Lamentablemente, raras veces los poetas se equivocan cuando ven el futuro. Hace 150 años, Baudelaire describía rasgos inherentes de nuestra actual sociedad: "Llegará el día en que los jóvenes soñarán con huir de su casa, no para encerrase en una buhardilla a escribir versos inmortales, sino para competir en innobles comercios con sus padres". La democracia chilena, me recuerda esas pinturas italianas del Renacimiento en las que unos hombres, tendidos sobre losas frías, son torturados, mientras otros miran hacia otro lado, con aire perfectamente distraído. El número de los desinteresados es pasmoso y restringen, por cierto, el lugar reservado al poeta. Se cree frívolamente que la poesía es un objeto de lujo, una moda adolescente, no una forma de enriquecer la condición humana o de transformar la vida. Por eso, el Premio Nacional de Literatura ha sido otorgado con justicia al poeta que se revela contra nuestra época, y que ha creado una obra que es una sola larga frase sin censura, un solo poema que es el silencio de todos los poemas. Que ha construido, para quien quiera habitarla, una patria hipnótica, una flor cuyo centro crece mientras más lo miras, hasta ser más grande que el lugar donde estás.

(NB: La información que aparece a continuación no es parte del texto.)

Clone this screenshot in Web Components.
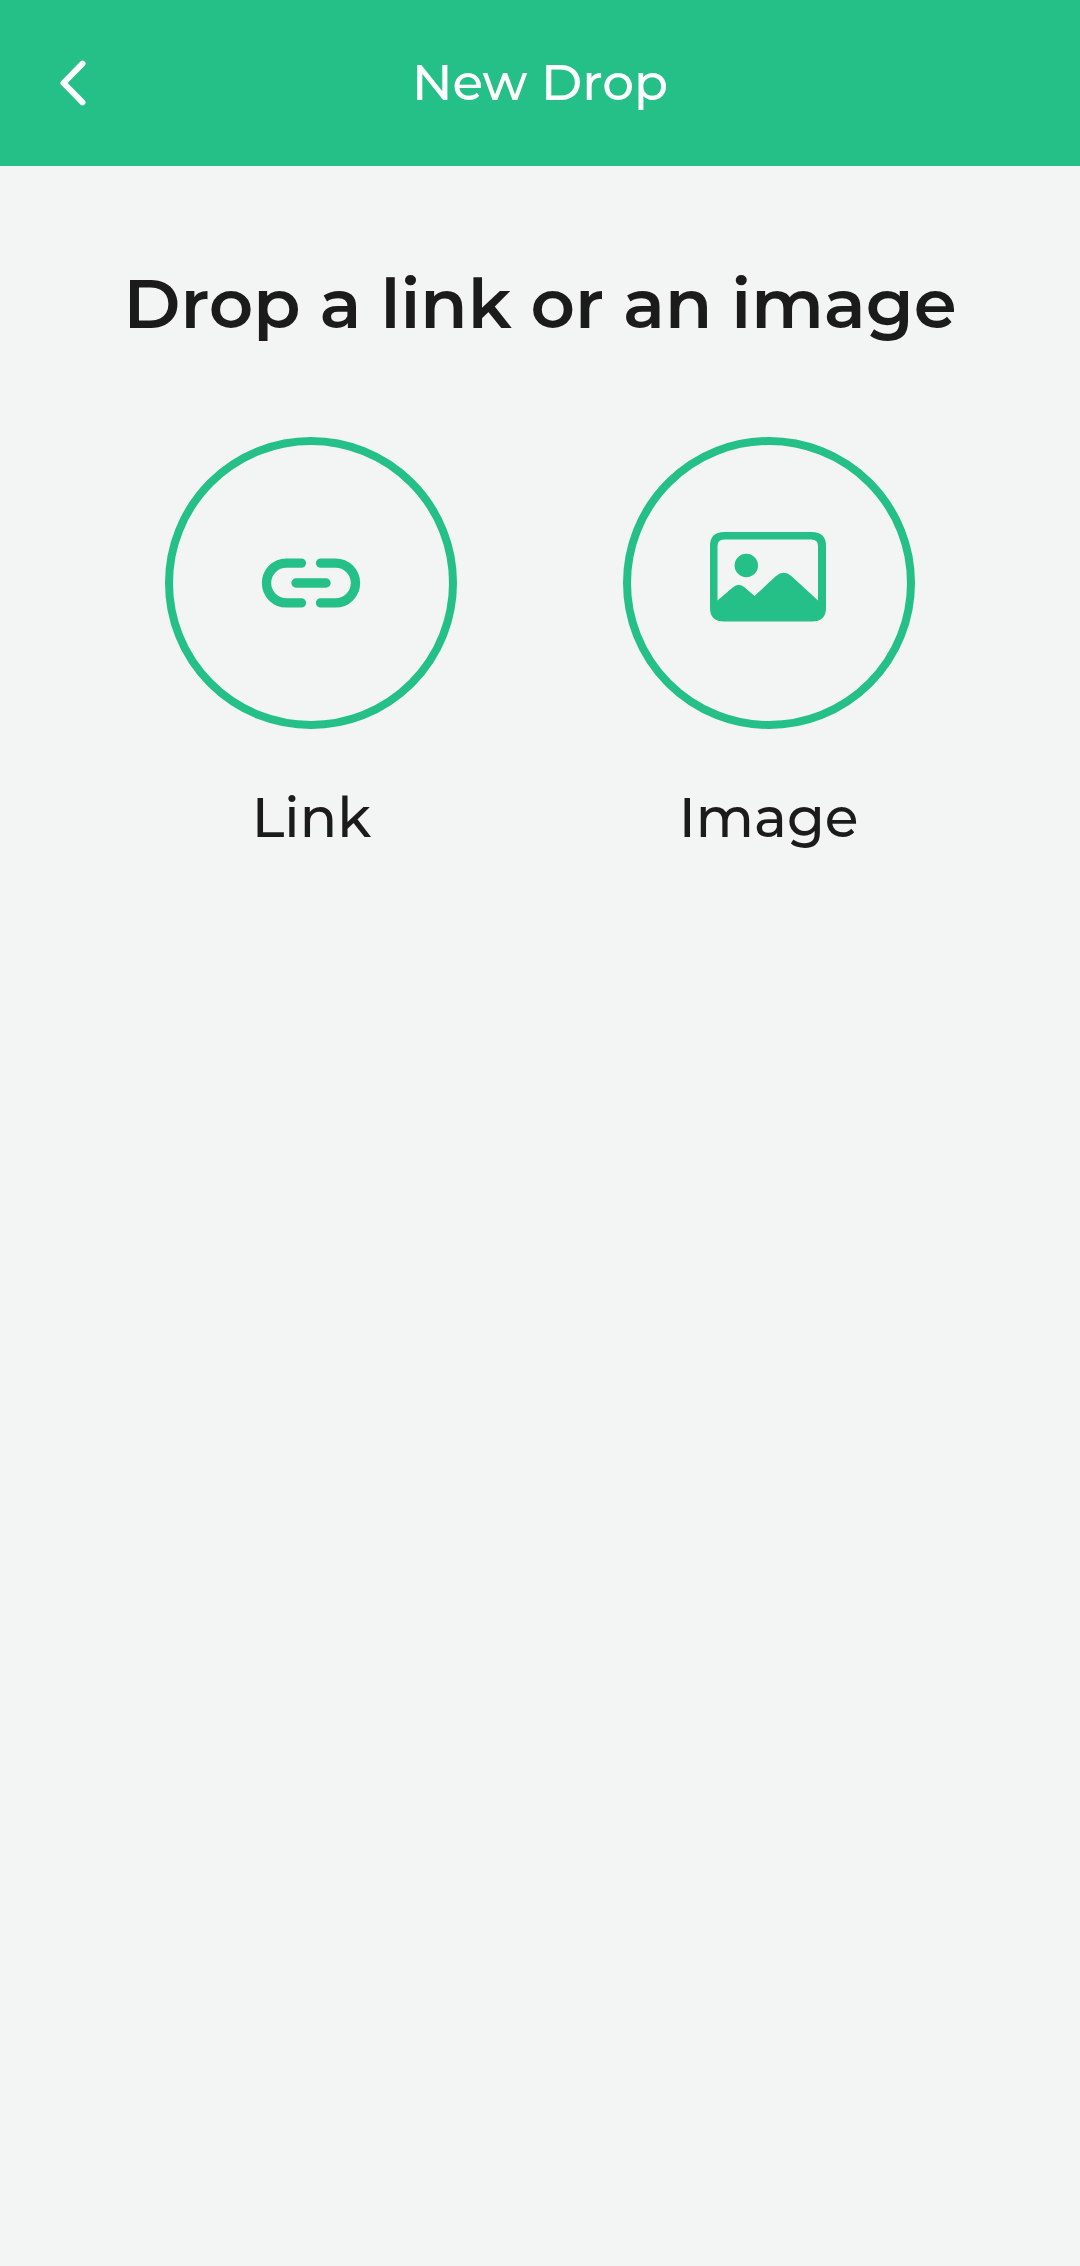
<!DOCTYPE html>
<html lang="en">
<head>
<meta charset="utf-8">
<meta name="viewport" content="width=device-width, initial-scale=1">
<title>New Drop</title>
<style>
  html { --green: #24c087; --ink: #1b1b1b; --paper: #f3f5f4; background: var(--paper); }
  body { margin: 0; color: var(--ink); font-family: Montserrat, Inter, sans-serif; }
</style>
</head>
<body>
<drop-page>
  <drop-header slot="header">New Drop</drop-header>
  <span slot="title">Drop a link or an image</span>
  <drop-option>
    <link-icon slot="icon"></link-icon>
    Link
  </drop-option>
  <drop-option>
    <image-icon slot="icon"></image-icon>
    Image
  </drop-option>
</drop-page>
<script>
  const define = (name, markup) => {
    const template = document.createElement('template');
    template.innerHTML = markup;
    customElements.define(name, class extends HTMLElement {
      constructor() {
        super();
        this.attachShadow({ mode: 'open' }).append(template.content.cloneNode(true));
      }
    });
  };

  define('drop-page', `
    <style>
      :host { display: flex; flex-direction: column; min-height: 100vh; background: var(--paper); }
      main { display: flex; flex-direction: column; gap: 88px; padding-top: 91px; }
      h1 { margin: 0; font-size: 69px; line-height: 92px; font-weight: 600; text-align: center; }
      .options { display: flex; justify-content: space-evenly; }
    </style>
    <slot name="header"></slot>
    <main>
      <h1><slot name="title"></slot></h1>
      <div class="options"><slot></slot></div>
    </main>`);

  define('drop-header', `
    <style>
      :host { display: block; background: var(--green); color: #fff; }
      header { display: grid; grid-template-columns: 1fr auto 1fr; align-items: center; height: 166px; padding: 0 48px; }
      button { display: flex; width: 48px; height: 72px; padding: 0; border: 0; background: none; color: inherit; align-items: center; justify-content: center; cursor: pointer; }
      h2 { margin: 0; font-size: 50px; line-height: 64px; font-weight: 500; }
    </style>
    <header>
      <button type="button" aria-label="Back">
        <svg width="48" height="48" viewBox="0 0 48 48" fill="none" stroke="currentColor" stroke-width="6" stroke-linecap="round" stroke-linejoin="round" aria-hidden="true"><path d="M34.5 4.7 15.500 24 34.500 43.300"/></svg>
      </button>
      <h2><slot></slot></h2>
    </header>`);

  define('drop-option', `
    <style>
      :host { display: block; }
      button { display: flex; flex-direction: column; align-items: center; gap: 53px; padding: 0; border: 0; background: none; color: inherit; font: inherit; font-size: 55px; line-height: 72px; font-weight: 500; cursor: pointer; }
      .ring { display: flex; align-items: center; justify-content: center; box-sizing: border-box; width: 292px; height: 292px; border: 8px solid var(--green); border-radius: 50%; color: var(--green); }
    </style>
    <button type="button">
      <span class="ring"><slot name="icon"></slot></span>
      <span><slot></slot></span>
    </button>`);

  define('link-icon', `
    <style>:host, svg { display: block; }</style>
    <svg width="118" height="118" viewBox="0 0 24 24" fill="none" stroke="currentColor" stroke-width="1.9" stroke-linecap="round" aria-hidden="true">
      <path d="M10.05 7.95H7a4.05 4.05 0 0 0 0 8.1h3.05M13.95 7.95H17a4.05 4.05 0 0 1 0 8.1h-3.05M8.95 12h6.1"/>
    </svg>`);

  define('image-icon', `
    <style>:host, svg { display: block; }</style>
    <svg width="118" height="118" viewBox="0 0 118 118" fill="currentColor" aria-hidden="true">
      <path fill-rule="evenodd" d="M14 8H102Q116 8 116 22V84Q116 97.500 102 97.500H14Q0 97.500 0 84V22Q0 8 14 8ZM14 15.500Q7.500 15.500 7.500 22V76.500L23 63.300Q28.700 58 34.500 63.300L44.500 72 66 52Q73.700 45.300 81.300 52L108 76.500V22Q108 15.500 101.500 15.500Z"/>
      <circle cx="36.300" cy="41.500" r="11.700"/>
    </svg>`);
</script>
</body>
</html>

Su poesía, -quizá gracias a esa parquedad- constituye un ejercicio de modestia y rigor, de ironía y lucidez, de fidelidad e inventiva. Los motivos del viaje y de la geografía, su filiación con el pueblo, el sentido de pérdida, el re-encuentro con la infancia, la fragilidad de la experiencia y lo provisional de la memoria son temas que aparecen recurrentemente desde Árbol Marino (1950) y que cierra con su último libro El Pan y el Vino (2008). En definitiva, acaso su mayor logro fuese escribir una poesía inesquivable, de primer orden, pero en un tono menor. Detrás de ese tono épico con que nos golpean las portadas de sus libros, su obra subraya la importancia de los poetas menores. Sus construcciones verbales no son grandiosas porque no se propuso que lo fueran. El diseño es más bien de tamaño humano. Pero son de una importancia enorme. Ahí están sus extraordinarios poemas de viaje y sus textos de lo cotidiano, verdaderas joyas, testimonios de ese poder de otorgar a las cosas otro orden al comenzar un poema y, a pesar de la nítida orquestación que trasluce en sus composiciones, jamás abandona su obstinada necesidad por dejar constancia de un mundo esencialmente impermanente y descentrado.

A Efraín Barquero lo conocí en 1998. Me lo presentó Jaime Valdivieso, por esos años prácticamente el único vínculo de amistad que mantenía con Chile. Llegaba desde Francia, su segunda patria. Nunca supe si eran tan reales sus intenciones de radicarse en el país, pero hizo el esfuerzo. Se instaló en un pequeño departamento en calle Mosqueto y junto a su esposa, Elena Cisternas Franulic, salimos unas cuantas veces a caminar por la ciudad. “Todo poeta tiene su Elena” solía decir en voz baja. Participamos de unas lecturas en la Escuela de Ingeniería de la Universidad de Chile, junto a la extraordinaria Stella Díaz Varín. Por esos años, Andrés Pérez reestrenaba su Popol Vuh y nos invitó en honor de la visita del poeta, a una de sus funciones en primera fila. De pronto desapareció. En silencio, volvió a Francia, no sin antes dejarnos esa sabiduría del decir pequeño, siempre fiel a ese instinto de confiarse a una estrella invisible. También ese es un arte, o como lo pensaba Pound, la tarea de toda una vida.